(Provided information)
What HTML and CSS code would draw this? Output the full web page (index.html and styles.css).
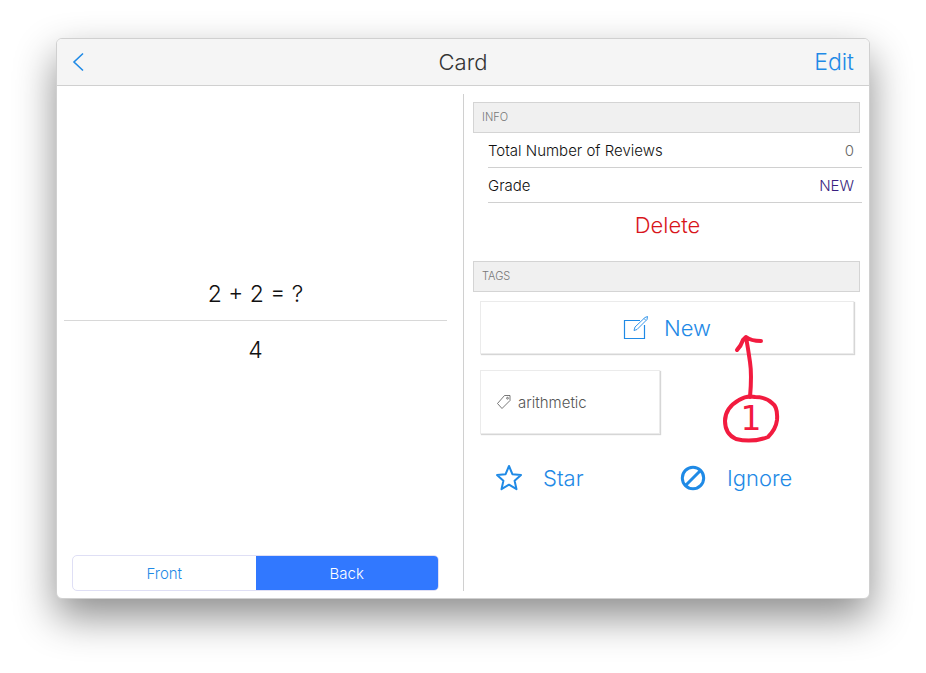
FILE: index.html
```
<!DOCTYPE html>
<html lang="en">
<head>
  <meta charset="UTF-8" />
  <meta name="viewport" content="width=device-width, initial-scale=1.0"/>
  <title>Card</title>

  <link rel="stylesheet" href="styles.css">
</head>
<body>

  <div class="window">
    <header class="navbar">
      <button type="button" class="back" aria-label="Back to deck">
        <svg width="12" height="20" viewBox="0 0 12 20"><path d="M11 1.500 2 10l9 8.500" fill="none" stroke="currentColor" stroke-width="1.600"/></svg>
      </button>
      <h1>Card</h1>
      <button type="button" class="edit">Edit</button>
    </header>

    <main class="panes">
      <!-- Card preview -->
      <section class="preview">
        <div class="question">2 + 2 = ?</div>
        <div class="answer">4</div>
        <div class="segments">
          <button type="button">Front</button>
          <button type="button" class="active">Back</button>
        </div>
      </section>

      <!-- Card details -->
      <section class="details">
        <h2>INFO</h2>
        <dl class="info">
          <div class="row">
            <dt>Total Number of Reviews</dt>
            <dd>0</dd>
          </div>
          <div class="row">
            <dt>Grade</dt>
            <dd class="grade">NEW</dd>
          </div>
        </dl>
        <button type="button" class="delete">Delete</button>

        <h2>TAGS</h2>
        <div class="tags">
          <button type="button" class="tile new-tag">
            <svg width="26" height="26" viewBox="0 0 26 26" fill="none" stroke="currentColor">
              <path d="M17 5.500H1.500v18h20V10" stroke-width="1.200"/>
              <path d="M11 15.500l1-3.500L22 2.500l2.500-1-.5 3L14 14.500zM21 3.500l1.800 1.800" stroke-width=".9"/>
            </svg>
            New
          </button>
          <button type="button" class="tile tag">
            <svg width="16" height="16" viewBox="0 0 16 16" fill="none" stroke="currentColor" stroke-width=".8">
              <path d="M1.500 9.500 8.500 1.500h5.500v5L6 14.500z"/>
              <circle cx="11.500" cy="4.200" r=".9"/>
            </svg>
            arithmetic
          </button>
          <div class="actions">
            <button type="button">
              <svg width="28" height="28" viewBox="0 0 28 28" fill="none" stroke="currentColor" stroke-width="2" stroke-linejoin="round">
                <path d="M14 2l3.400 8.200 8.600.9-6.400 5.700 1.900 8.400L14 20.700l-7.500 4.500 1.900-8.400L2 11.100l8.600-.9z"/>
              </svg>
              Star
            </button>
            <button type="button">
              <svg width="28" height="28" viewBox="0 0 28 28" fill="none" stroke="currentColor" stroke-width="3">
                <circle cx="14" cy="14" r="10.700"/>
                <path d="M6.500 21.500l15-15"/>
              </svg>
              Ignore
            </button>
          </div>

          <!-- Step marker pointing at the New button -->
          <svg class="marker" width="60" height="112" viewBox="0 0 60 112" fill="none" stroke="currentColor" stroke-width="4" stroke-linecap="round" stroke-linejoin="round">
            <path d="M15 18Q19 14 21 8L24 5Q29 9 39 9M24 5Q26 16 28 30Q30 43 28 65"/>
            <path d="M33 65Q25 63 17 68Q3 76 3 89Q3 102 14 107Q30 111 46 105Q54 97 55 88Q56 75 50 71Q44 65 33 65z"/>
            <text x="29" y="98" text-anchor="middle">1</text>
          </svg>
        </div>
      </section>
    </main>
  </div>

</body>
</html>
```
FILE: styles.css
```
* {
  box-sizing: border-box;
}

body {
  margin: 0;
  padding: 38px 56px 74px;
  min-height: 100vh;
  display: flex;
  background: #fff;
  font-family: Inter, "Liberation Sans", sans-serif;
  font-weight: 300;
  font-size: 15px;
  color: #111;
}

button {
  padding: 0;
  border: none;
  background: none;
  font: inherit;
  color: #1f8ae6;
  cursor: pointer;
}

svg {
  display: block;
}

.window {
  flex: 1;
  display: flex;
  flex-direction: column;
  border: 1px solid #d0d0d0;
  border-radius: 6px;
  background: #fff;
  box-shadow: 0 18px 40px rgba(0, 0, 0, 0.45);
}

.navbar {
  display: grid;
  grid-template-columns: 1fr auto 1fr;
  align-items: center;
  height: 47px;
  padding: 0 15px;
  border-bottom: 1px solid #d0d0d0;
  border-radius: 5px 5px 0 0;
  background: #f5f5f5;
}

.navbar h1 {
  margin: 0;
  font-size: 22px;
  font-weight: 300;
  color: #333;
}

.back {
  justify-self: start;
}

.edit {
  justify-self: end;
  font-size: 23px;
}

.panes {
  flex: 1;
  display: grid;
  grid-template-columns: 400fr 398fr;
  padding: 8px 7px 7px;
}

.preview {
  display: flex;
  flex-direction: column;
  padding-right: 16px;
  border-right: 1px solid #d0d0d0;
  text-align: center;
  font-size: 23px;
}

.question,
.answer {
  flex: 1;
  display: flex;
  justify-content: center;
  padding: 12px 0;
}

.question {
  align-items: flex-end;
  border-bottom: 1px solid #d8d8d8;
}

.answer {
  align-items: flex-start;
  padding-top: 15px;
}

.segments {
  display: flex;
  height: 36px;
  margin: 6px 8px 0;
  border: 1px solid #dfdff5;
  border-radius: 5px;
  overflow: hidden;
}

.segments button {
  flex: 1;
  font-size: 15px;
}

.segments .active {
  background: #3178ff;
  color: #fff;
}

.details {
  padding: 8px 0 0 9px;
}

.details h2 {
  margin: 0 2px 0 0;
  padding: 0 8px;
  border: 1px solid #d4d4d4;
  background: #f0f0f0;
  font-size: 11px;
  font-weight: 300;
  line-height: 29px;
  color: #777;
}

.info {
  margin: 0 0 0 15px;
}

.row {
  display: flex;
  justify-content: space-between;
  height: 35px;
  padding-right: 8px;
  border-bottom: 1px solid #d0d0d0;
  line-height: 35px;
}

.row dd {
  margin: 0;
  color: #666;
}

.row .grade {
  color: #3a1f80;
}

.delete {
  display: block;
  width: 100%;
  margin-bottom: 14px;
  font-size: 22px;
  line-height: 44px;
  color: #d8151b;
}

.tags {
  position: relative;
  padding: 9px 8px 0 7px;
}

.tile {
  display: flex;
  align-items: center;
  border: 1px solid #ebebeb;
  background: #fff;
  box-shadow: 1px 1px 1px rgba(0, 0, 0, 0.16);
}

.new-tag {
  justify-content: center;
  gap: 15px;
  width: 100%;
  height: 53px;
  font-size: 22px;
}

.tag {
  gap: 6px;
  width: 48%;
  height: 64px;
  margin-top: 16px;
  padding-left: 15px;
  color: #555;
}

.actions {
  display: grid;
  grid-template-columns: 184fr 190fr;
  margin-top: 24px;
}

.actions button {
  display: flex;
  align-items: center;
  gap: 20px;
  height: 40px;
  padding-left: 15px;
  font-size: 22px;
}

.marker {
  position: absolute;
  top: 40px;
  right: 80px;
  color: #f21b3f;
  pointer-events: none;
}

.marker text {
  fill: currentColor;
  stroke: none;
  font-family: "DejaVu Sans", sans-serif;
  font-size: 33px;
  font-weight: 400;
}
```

---

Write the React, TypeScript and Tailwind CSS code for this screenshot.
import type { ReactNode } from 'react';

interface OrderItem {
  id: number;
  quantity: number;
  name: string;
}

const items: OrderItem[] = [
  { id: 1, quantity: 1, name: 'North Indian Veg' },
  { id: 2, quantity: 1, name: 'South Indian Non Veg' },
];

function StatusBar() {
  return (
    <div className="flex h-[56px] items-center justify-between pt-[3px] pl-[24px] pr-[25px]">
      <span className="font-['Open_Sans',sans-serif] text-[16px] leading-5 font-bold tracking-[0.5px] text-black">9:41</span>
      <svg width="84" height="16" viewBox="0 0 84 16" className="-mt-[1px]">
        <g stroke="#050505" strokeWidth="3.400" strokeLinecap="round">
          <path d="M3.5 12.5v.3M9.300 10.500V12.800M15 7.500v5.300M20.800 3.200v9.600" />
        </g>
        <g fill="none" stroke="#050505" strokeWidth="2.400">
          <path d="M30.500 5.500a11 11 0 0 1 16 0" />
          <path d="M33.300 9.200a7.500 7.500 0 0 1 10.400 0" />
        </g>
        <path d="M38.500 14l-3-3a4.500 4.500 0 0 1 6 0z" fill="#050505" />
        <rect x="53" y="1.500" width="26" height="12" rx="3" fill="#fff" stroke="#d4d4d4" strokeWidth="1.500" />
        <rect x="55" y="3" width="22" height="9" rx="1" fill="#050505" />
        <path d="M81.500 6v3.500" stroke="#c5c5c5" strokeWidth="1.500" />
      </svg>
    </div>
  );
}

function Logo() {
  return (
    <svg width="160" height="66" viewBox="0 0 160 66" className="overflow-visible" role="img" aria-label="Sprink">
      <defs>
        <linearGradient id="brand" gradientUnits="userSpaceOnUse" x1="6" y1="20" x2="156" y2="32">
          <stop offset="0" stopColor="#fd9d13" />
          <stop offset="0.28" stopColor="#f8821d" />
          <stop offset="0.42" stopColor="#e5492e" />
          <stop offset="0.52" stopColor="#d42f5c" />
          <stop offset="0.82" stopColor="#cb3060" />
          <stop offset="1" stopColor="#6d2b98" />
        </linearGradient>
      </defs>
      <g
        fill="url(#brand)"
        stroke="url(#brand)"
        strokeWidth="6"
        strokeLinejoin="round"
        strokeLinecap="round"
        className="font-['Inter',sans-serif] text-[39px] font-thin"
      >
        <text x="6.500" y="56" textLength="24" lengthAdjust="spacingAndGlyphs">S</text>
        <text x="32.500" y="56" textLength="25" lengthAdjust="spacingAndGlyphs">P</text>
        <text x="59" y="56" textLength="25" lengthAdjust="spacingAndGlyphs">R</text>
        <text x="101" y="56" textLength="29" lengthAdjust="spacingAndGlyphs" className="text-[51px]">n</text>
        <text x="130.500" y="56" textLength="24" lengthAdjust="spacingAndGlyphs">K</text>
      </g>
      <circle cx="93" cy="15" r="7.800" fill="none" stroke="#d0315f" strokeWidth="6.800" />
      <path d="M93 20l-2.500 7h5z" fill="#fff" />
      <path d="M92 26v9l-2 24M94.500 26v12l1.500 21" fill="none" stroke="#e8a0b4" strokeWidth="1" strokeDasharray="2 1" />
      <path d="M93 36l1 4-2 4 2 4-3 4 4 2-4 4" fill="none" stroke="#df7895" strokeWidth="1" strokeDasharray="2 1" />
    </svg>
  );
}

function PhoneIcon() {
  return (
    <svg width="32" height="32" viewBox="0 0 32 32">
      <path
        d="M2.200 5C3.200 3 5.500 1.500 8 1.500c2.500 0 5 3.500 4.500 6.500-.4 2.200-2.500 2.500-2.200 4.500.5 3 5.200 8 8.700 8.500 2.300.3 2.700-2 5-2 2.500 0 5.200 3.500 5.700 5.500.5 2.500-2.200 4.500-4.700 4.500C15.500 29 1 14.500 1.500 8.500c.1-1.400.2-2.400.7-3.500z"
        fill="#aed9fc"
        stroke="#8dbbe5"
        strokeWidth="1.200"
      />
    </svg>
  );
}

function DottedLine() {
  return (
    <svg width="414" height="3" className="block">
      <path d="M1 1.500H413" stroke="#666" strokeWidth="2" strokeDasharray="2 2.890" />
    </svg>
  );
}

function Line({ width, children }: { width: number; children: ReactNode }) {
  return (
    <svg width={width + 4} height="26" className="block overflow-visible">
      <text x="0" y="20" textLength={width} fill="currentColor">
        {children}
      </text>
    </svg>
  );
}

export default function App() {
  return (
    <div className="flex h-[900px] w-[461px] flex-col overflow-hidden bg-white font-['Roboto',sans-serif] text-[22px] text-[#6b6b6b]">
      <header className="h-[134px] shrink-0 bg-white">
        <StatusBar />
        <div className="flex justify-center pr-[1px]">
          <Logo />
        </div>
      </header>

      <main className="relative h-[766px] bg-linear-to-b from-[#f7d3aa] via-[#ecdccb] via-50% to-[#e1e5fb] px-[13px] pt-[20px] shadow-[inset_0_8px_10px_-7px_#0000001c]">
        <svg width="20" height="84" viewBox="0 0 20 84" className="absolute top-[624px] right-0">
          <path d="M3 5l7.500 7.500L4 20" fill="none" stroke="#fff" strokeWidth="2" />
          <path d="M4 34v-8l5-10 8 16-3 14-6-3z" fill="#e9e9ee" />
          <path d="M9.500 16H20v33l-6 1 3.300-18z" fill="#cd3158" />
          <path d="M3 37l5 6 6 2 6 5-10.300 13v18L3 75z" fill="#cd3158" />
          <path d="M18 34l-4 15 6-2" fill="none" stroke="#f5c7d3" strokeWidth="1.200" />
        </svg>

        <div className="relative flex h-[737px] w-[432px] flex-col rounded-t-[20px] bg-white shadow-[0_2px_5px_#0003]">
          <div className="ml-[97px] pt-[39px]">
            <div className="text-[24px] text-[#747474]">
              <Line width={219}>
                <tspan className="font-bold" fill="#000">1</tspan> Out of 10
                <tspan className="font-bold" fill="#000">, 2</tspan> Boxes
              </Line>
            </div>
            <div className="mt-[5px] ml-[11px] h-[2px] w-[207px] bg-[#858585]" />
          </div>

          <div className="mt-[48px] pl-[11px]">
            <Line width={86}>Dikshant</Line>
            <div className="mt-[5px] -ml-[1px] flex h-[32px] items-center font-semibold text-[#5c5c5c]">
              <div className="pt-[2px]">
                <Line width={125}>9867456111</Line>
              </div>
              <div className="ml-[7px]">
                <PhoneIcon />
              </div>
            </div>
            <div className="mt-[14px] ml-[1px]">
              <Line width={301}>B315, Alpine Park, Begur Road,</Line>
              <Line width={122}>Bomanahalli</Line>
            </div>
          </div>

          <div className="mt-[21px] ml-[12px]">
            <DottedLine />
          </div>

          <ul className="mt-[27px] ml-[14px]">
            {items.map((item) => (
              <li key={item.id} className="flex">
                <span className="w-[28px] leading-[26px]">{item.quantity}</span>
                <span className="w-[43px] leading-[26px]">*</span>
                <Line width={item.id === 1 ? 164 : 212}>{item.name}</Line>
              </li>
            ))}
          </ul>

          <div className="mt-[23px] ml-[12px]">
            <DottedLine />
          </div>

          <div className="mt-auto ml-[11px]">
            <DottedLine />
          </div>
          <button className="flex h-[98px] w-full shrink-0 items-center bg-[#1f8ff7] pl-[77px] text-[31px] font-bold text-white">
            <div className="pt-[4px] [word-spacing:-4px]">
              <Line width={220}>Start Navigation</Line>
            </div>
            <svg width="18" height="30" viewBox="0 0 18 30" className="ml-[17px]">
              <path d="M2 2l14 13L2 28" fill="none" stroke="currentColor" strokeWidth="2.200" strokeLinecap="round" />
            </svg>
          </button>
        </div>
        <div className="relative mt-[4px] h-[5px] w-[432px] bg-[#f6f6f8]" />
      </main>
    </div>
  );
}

(Written task) Read the data above. Pull out each line in which the string "index" appears.

(Solution to the exercise)
What HTML and CSS code would draw this? Output the full web page (index.html and styles.css).
FILE: index.html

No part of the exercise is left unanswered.